The prime minister also said he has confidence in Zintan authorities to take care of Saif al-Islam until he gets "proper justice" and a fair trial.
A man who appeared to be Saif al-Islam Gaddafi, but whose identity was unconfirmed, was flown by Libyan militiamen to the town of Zintan in the northwest of Libya on Saturday, a Reuters news agency correspondent, who was on the plane, said.
The unidentified man wore traditional robes with a scarf pulled over his face. The man's thumb, index finger and another finger were heavily bandaged.
Saif al-Islam Gaddafi told Reuters that he was feeling fine. Asked by the correspondent if he was feeling all right, Gaddafi said simply: "Yes."
Saif al-Islam was flown by his captors to the town of Zintan where a large crowd greeted the airplane [Reuters]
Reluctant to speak at length, Saif al-Islam was asked about bandages on the thumb and two fingers of his right hand.
"Air force, air force," he said. Asked if that meant a NATO air strike, he said: "Yes. One month ago."
Aides to Gaddafi had said his motorcade was caught by a NATO air strike as he tried to flee the pro-Gaddafi stronghold of Bani Walid on October 19, the day before his father was captured.
After the brief exchange with the heavily bearded prisoner, Libyan Reuters journalists who have met Saif al-Islam said they had no doubt that was indeed him, although he repeatedly declined to confirm his identity outright.
So large was the crowd that greeted the Soviet-built cargo aircraft that flew in that his captors removed four other prisoners and other people from the plane, leaving Saif al-Islam on board on the tarmac.
The Zintan fighters who claimed to have captured Saif al-Islam said they planned to keep him detained in Zintan until there was an administration to hand him over to.
Abdurrahim El-Keib, the interim prime minister, is scheduled to form a government by Tuesday. The fate of Saif al-Islam, who Libyans want to try at home before possibly handing him over to the ICC, will be an early test of the fledgling government's authority.
Muammar Gaddafi's beating, abuse and ultimate death in the custody of former rebel fighters was an embarrassment to the previous transitional government. Officials in Tripoli said they were determined to handle his son's case in a more orderly manner.
Wisam Dughaly, a fighter from the Khaled bin al-Waleed Brigade, said Saif al-Islam was seized in the wilderness near the oil town of Ubari.
"We got a tip he had been staying there for the last month. They couldn't get away because we had a good plan," Dughaly told Free Libya television, adding that Saif al-Islam had been using 4x4 vehicle to elude captors.
Dughaly continued: "He was not hurt and will be taken safely for trial so Libyans will be able to prosecute him and get back their money. "We will take him to Zintan for safekeeping to keep him alive until a government is formed and then we will hand him over as soon as possible."

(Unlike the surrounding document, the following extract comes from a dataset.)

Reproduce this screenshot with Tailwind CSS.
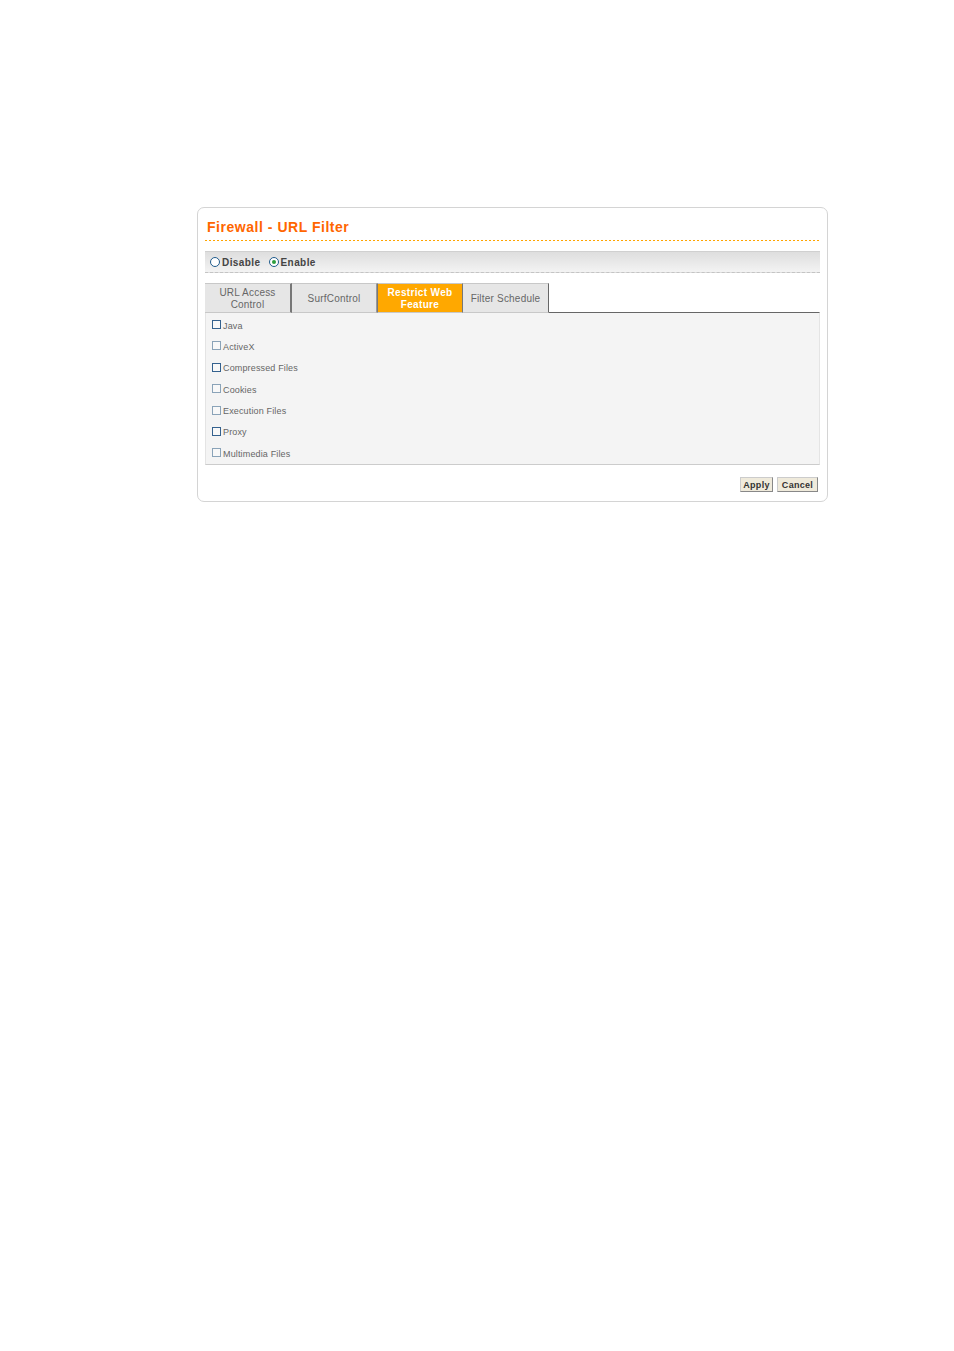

He added that Saif al-Islam, once seen as a reformer who engineered his father's rapprochement with the West, appeared to have been hiding out in the desert since fleeing the tribal bastion of Bani Walid in October.
Acting justice minister Alagy said he was in talks with the ICC over how to deal with Saif al-Islam Gaddafi, either at home or The Hague, in the Netherlands.
He told Al Jazeera: "We Libyans do not oppose the presence of international monitors to monitor the trial procedures that will take place for the symbols of the former regime."
Other Libyan officials have said a trial in Libya should first address killings, repression and wholesale theft of public funds over the four decades of the elder Gaddafi's personal rule.
After that, the ICC might try him for alleged orders to kill unarmed demonstrators after February's revolt.
Moreno Ocampo, the chief prosecutor of the International Criminal Court, said he will travel to Libya next week for talks with the country's transitional government on where Seif al-Islam will be tried.
Ocampo said that national governments have the right to try their own citizens for war crimes. He is concerned however, that Gaddafi will be tried for the same charges he faces at the ICC.
"The good news is that Seif al-Islam is arrested, he is alive, and now he will face justice," Ocampo said in an interview Saturday in The Hague.
There was no word of the other official wanted by the ICC, former intelligence chief Abdullah al-Senussi.